I started to write a response to all your questions but it was too long, so I wrote a new post entitled "Is your blog one in a million?" See http://dondodge.typepad.com/the_next_big_thing/2006/08/is_your_blog_on.html

Let me say that I truly believe "Content is king" and it is very valuable. But, from a VC perspective content plays are usually not bankable. Most magazine empires and media companies were not VC funded. They grew organically over many years out of their own cash flow. Nothing wrong with that...it just isn't what most VCs go after.

Robert Scoble, good point about building a blog network. But again, most VCs would only invest after there was a pretty strong network already built...and growing. Remember, the title of my post was "VC funding for individual blogs?". I was talking about individuals...not networks. But if they are building a network...it could be a big business. Time will tell.

shel israel

Er, can you say "media properties?" How about "paid advertsing?" Did you know that Michael Arrington's blog which has grown to five blogs and a talented staff, takes in better than $60K mo. in approximately it's seventh month of being ad supported?

I didn't think so.

Don Dodge

Yes, Shel, I do know about Michael Arrington and PaidContent, and a few others. These guys are part of the "one in a million blogs" top 50 list. But, do they have VC funding? No. That is my point...blogs don't require VC funding, and most VCs wouldn't invest in blogs or media companies anyway.

Blogs are amazingingly easy to start. There is no barrier to entry and no cost to start. That is great. It has opened the web community to everyone and created new business opportunities.

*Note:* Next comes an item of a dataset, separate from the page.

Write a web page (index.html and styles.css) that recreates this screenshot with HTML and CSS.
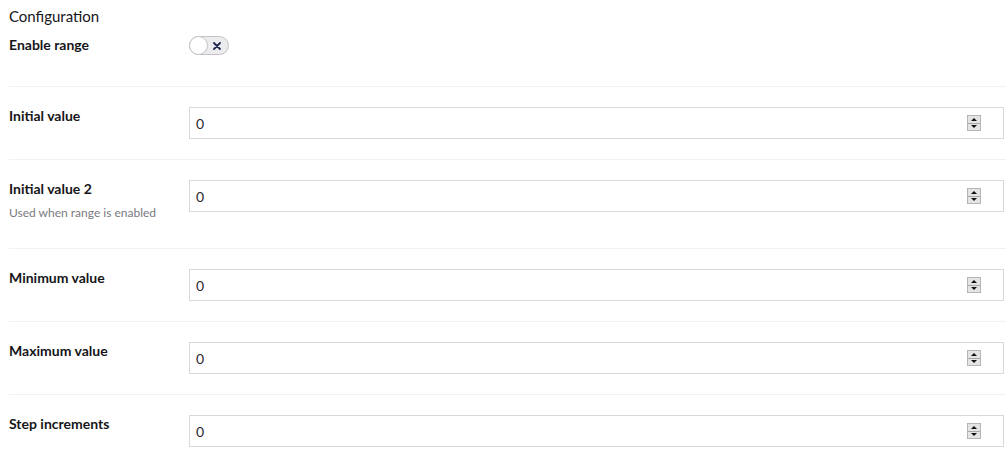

That is also the reason that VCs tend not to invest. VCs want businesses that have barriers to entry, and that require capital to build out. They like defensible market positions, multiple revenue streams, and 10X returns.

How many large successful "media" companies were funded by VCs? I'm sure there are a couple but I can't think of any. It is just the nature of VC investing...and that is what this post is about.

Dimitar Vesselinov

Huffington Post is the new New York Times and GigaOM is the new CNET News.